I’ve never felt so refreshed. Momentarily, I have lived my favorite Italian proverb, “l’arte di non fare niente,” or “practicing the art of doing nothing.”
My day started hectically: An assignment was due, meetings were scheduled, and I needed to prepare for a retreat I was conducting.
At noon, I took a lunch break with the intention of returning to my work as quickly as possible. As I walked home from the restaurant on the mall near the U.S. Capitol in Washington the thought occurred, “Why not practice ‘l’arte di non fare niente,’ sit on a bench, forget all activities, and set no time limits.”

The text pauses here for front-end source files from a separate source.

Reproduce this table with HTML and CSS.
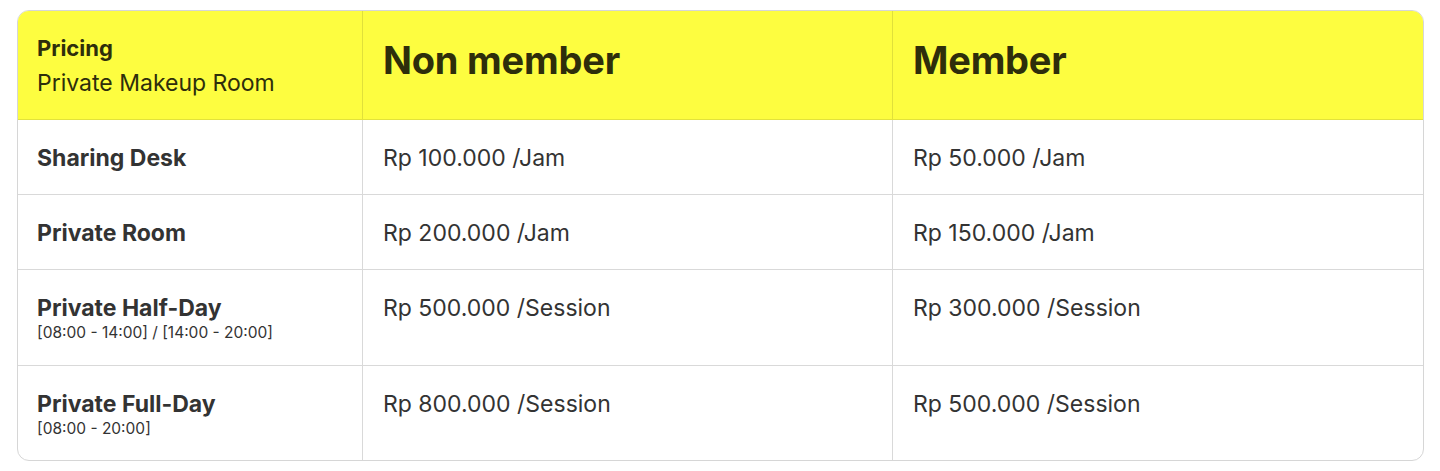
FILE: index.html
```html
<!DOCTYPE html>
<html>
<head>
<meta charset="utf-8">
<link rel="stylesheet" href="styles.css">
</head>
<body>
<div class="wrap">
  <table class="pricing">
    <colgroup>
      <col class="c1"><col class="c2"><col class="c3">
    </colgroup>
    <thead>
      <tr>
        <th class="first">
          <div class="kicker">Pricing</div>
          <div class="title">Private Makeup Room</div>
        </th>
        <th class="big">Non member</th>
        <th class="big">Member</th>
      </tr>
    </thead>
    <tbody>
      <tr>
        <td class="label">Sharing Desk</td>
        <td>Rp 100.000 /Jam</td>
        <td>Rp 50.000 /Jam</td>
      </tr>
      <tr>
        <td class="label">Private Room</td>
        <td>Rp 200.000 /Jam</td>
        <td>Rp 150.000 /Jam</td>
      </tr>
      <tr>
        <td class="label">Private Half-Day<div class="sub">[08:00 - 14:00] / [14:00 - 20:00]</div></td>
        <td>Rp 500.000 /Session</td>
        <td>Rp 300.000 /Session</td>
      </tr>
      <tr>
        <td class="label">Private Full-Day<div class="sub">[08:00 - 20:00]</div></td>
        <td>Rp 800.000 /Session</td>
        <td>Rp 500.000 /Session</td>
      </tr>
    </tbody>
  </table>
</div>
</body>
</html>
```
FILE: styles.css
```css
html, body {
  margin: 0;
  padding: 0;
  background: #ffffff;
}
body {
  font-family: Inter, "Noto Sans", sans-serif;
  color: #333333;
}
.wrap {
  padding: 10px 18px 10px 17px;
}
.pricing {
  width: 100%;
  border-collapse: separate;
  border-spacing: 0;
  border: 1px solid #d6d6d6;
  border-radius: 12px;
  overflow: hidden;
  table-layout: fixed;
}
.c1 { width: 345px; }
.c2 { width: 530px; }
.c3 { width: 530px; }
th, td {
  text-align: left;
  vertical-align: top;
  padding: 24px 20px 22px 20px;
  border-right: 1px solid #d9d9d9;
  border-bottom: 1px solid #d9d9d9;
  font-size: 23px;
  line-height: 28px;
  font-weight: 400;
}
th:first-child, td:first-child { padding-left: 19px; }
th:last-child, td:last-child { border-right: none; }
tbody tr:last-child td { border-bottom: none; padding-bottom: 21px; }
thead th {
  background: #fdfd40;
  color: #2e2e0b;
  border-color: #e0e03a;
  border-bottom-color: #e2e23c;
}
.kicker {
  font-size: 22px;
  font-weight: 700;
  line-height: 26px;
}
.title {
  margin-top: 8px;
  font-size: 23px;
  line-height: 28px;
}
th.big {
  font-size: 38px;
  font-weight: 700;
  line-height: 50px;
  letter-spacing: -0.2px;
}
td.label {
  font-weight: 700;
}
.sub {
  font-size: 15.5px;
  line-height: 21px;
  font-weight: 400;
}
```
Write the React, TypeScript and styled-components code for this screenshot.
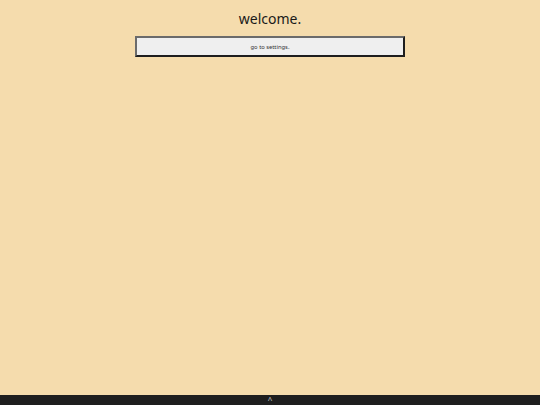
import styled, { createGlobalStyle } from "styled-components";

const Global = createGlobalStyle`
  html, body {
    margin: 0;
    height: 100%;
    background-color: #f5dcad;
    font-family: "Noto Sans", "Open Sans", sans-serif;
  }
  #root {
    height: 100%;
  }
`;

const Page = styled.div`
  height: 100vh;
  display: flex;
  flex-direction: column;
`;
const Main = styled.main`
  flex: 1;
  display: flex;
  flex-direction: column;
  align-items: center;
  padding-top: 9px;
`;
const Title = styled.h1`
  margin: 0;
  font-size: 14px;
  font-weight: 400;
  line-height: 20px;
  color: #1a1a1a;
`;
const SettingsButton = styled.button`
  margin-top: 7px;
  width: 270px;
  height: 21px;
  background: #efefef;
  border-style: solid;
  border-width: 2px;
  border-color: #6b6b6b #1e1e1e #1e1e1e #6b6b6b;
  font-family: "Noto Sans", sans-serif;
  font-size: 5.8px;
  color: #333;
  padding: 0;
  cursor: pointer;
`;
const BottomBar = styled.footer`
  height: 10px;
  background: #1e1e1e;
  color: #cfcfcf;
  display: flex;
  justify-content: center;
  align-items: center;
  font-size: 8px;
  line-height: 10px;
`;

function App() {
  return (
    <Page>
      <Global />
      <Main>
        <Title>welcome.</Title>
        <SettingsButton>go to settings.</SettingsButton>
      </Main>
      <BottomBar>^</BottomBar>
    </Page>
  );
}
export default App;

Gillian Anderson, an American actress, once wrote, “I have a real problem with stillness, with just stopping and being quiet.”
I concur! Guilt, urgency and restlessness conspired against me that day, giving me the judders. It was extremely difficult to stop with everything in me desiring to rush off.
Our accelerated age of hyperactivity has spawned countless books on ways to counter its damaging effects, making us wonder if this rushed, nonstop, torrid pace is one reason why so many celebrities die from drug overdoses. Were they searching for the peace of mind that stillness generates? Did they choose the wrong means for achieving it? And what might be the right means for accomplishing this desired stillness?
First, let’s identify the culprits depriving us of stillness. For example, are we on the Internet or texting nonstop? Are we glued to the news, not knowing when to stop, or do we have a problem saying “no”? Have these practices become an addiction? If so, admit the addiction. Humble admission is, and always has been, the first step to recovery.
Second, take the offensive. Kristin Armstrong, an Olympic gold medalist in cycling, points out, “When everything is moving and shifting, the only way to counteract chaos is stillness. When things feel extraordinary, strive for ordinary. When the surface is wavy, dive deeper for quieter waters.”
In other words, concede that you have a predicament, bite the bullet and move on.
Third, to achieve stillness, give it a supernatural context. This is something that Blessed Teresa of Kolkata said well by stating, “We cannot find God in noise or agitation. In nature we find silence — the trees, flowers and grass grow in silence. The stars, the moon and the sun move in silence. … What is essential is not what we say but what God tells us and what he tells others through us. In silence he listens to us; in silence he speaks to our souls. In silence we are granted the privilege of listening to his voice.”